First-Click Attribution
Definition
An attribution model that gives 100% credit for a conversion to the first marketing touchpoint that introduced the customer to your brand.
What is First-Click Attribution?
First-click attribution assigns all conversion credit to the first channel that brought a visitor to your website. If someone first found you through a Google search, then later clicked a Facebook ad and converted, the Google search gets 100% of the credit.
This model values the initial awareness touchpoint – the channel that introduced customers to your brand in the first place.
When First-Click Makes Sense
First-click attribution is useful when you want to understand:
- Top-of-funnel performance: Which channels are best at generating new audience awareness?
- Discovery patterns: How do people first find you?
- Brand building: Which efforts introduce new customers to your brand?

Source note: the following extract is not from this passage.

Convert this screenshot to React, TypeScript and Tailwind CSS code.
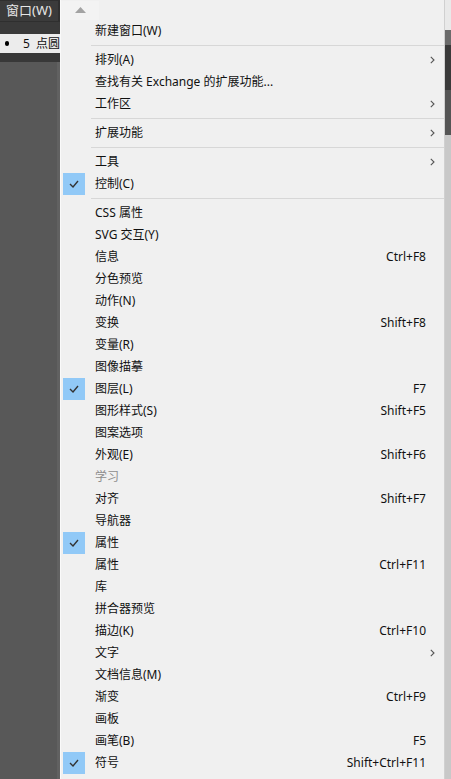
import React from "react";

type Item =
  | { sep: true }
  | { label: string; shortcut?: string; sub?: boolean; checked?: boolean; disabled?: boolean };

const items: Item[] = [
  { label: "新建窗口(W)" },
  { sep: true },
  { label: "排列(A)", sub: true },
  { label: "查找有关 Exchange 的扩展功能..." },
  { label: "工作区", sub: true },
  { sep: true },
  { label: "扩展功能", sub: true },
  { sep: true },
  { label: "工具", sub: true },
  { label: "控制(C)", checked: true },
  { sep: true },
  { label: "CSS 属性" },
  { label: "SVG 交互(Y)" },
  { label: "信息", shortcut: "Ctrl+F8" },
  { label: "分色预览" },
  { label: "动作(N)" },
  { label: "变换", shortcut: "Shift+F8" },
  { label: "变量(R)" },
  { label: "图像描摹" },
  { label: "图层(L)", shortcut: "F7", checked: true },
  { label: "图形样式(S)", shortcut: "Shift+F5" },
  { label: "图案选项" },
  { label: "外观(E)", shortcut: "Shift+F6" },
  { label: "学习", disabled: true },
  { label: "对齐", shortcut: "Shift+F7" },
  { label: "导航器" },
  { label: "属性", checked: true },
  { label: "属性", shortcut: "Ctrl+F11" },
  { label: "库" },
  { label: "拼合器预览" },
  { label: "描边(K)", shortcut: "Ctrl+F10" },
  { label: "文字", sub: true },
  { label: "文档信息(M)" },
  { label: "渐变", shortcut: "Ctrl+F9" },
  { label: "画板" },
  { label: "画笔(B)", shortcut: "F5" },
  { label: "符号", shortcut: "Shift+Ctrl+F11", checked: true },
];

function Check() {
  return (
    <div className="w-[22px] h-[22px] bg-[#91c9f7] flex items-center justify-center">
      <svg width="10" height="8" viewBox="0 0 10 8">
        <path d="M1 4 L4 7 L9 1" fill="none" stroke="#333" strokeWidth="1.4" />
      </svg>
    </div>
  );
}

function Chevron() {
  return (
    <svg width="5" height="8" viewBox="0 0 5 8">
      <path d="M0.8 0.8 L4 4 L0.8 7.2" fill="none" stroke="#555" strokeWidth="1.1" />
    </svg>
  );
}

export default function App() {
  return (
    <div
      className="flex h-[779px] w-[451px] overflow-hidden bg-[#535353] text-[12px]"
      style={{ fontFamily: '"Noto Sans", "Noto Sans CJK SC", sans-serif' }}
    >
      {/* app behind the menu */}
      <div className="w-[60px] shrink-0 flex flex-col overflow-hidden">
        <div className="h-[22px] shrink-0 bg-[#2f2f2f] flex items-center">
          <div className="h-[20px] w-[58px] bg-[#3b3b3b] flex items-center pl-[6px] text-[#e6e6e6] text-[13px] whitespace-nowrap">
            窗口(W)
          </div>
        </div>
        <div className="h-[12px] shrink-0 bg-[#3a3a3a]" />
        <div className="h-[19px] shrink-0 bg-[#ececec] flex items-center whitespace-nowrap text-[#111]">
          <span className="ml-[5px] w-[5px] h-[5px] rounded-full bg-black" />
          <span className="ml-[14px]">5</span>
          <span className="ml-[6px]">点圆</span>
        </div>
        <div className="h-[9px] shrink-0 bg-[#383838]" />
        <div className="flex-1 bg-[#585858] border-r-[3px] border-[#616161]" />
      </div>

      {/* menu */}
      <div className="w-[385px] shrink-0 bg-[#f0f0f0] border-l border-[#fafafa] border-r border-r-[#d0d0d0] flex flex-col">
        <div className="h-[20px] shrink-0 flex items-center">
          <div className="w-[38px] h-[19px] bg-[#f3f3f3] flex items-center justify-center">
            <svg width="11" height="6" viewBox="0 0 11 6">
              <path d="M0 6 L5.5 0 L11 6 Z" fill="#a3a3a3" />
            </svg>
          </div>
        </div>
        {items.map((it, i) =>
          "sep" in it ? (
            <div key={i} className="h-[7px] shrink-0 flex items-center pl-[30px]">
              <div className="h-px w-full bg-[#d7d7d7]" />
            </div>
          ) : (
            <div key={i} className="h-[22px] shrink-0 flex items-center pl-[2px]">
              <div className="w-[22px] h-[22px]">{it.checked && <Check />}</div>
              <div
                className={
                  "ml-[10px] flex-1 whitespace-nowrap " +
                  (it.disabled ? "text-[#8d8d8d]" : "text-[#111]")
                }
              >
                {it.label}
              </div>
              {it.shortcut && <div className="pr-[18px] text-[#111] whitespace-nowrap">{it.shortcut}</div>}
              {it.sub && (
                <div className="pr-[9px] flex items-center">
                  <Chevron />
                </div>
              )}
            </div>
          )
        )}
      </div>

      {/* sliver of the app on the right */}
      <div className="flex-1 flex flex-col">
        <div className="h-[30px] shrink-0 bg-[#e9e9e9]" />
        <div className="h-[15px] shrink-0 bg-[#6b6b6b]" />
        <div className="h-[45px] shrink-0 bg-[#3a3a3a]" />
        <div className="h-[45px] shrink-0 bg-[#555555]" />
        <div className="flex-1 bg-[#c8c8c8]" />
      </div>
    </div>
  );
}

It's particularly relevant for businesses with long consideration periods where that first touchpoint plants a seed that converts months later.
The Limitations
First-click ignores everything that happens after initial discovery:
- The nurturing emails that built trust
- The retargeting ads that brought them back
- The review site that convinced them
- The final touchpoint that closed the deal
A customer might first find you through a random blog post, then spend months being nurtured by your email marketing. First-click would credit the blog, not the emails.
First-Click vs Last-Click
| First-Click | Last-Click |
|---|---|
| Credits discovery | Credits closing |
| Values awareness channels | Values conversion channels |
| Favours SEO, content, social | Favours remarketing, email, brand search |
When to Use It
Consider first-click attribution for brand awareness campaigns or when evaluating top-of-funnel investments. But use it alongside other models to get the full picture.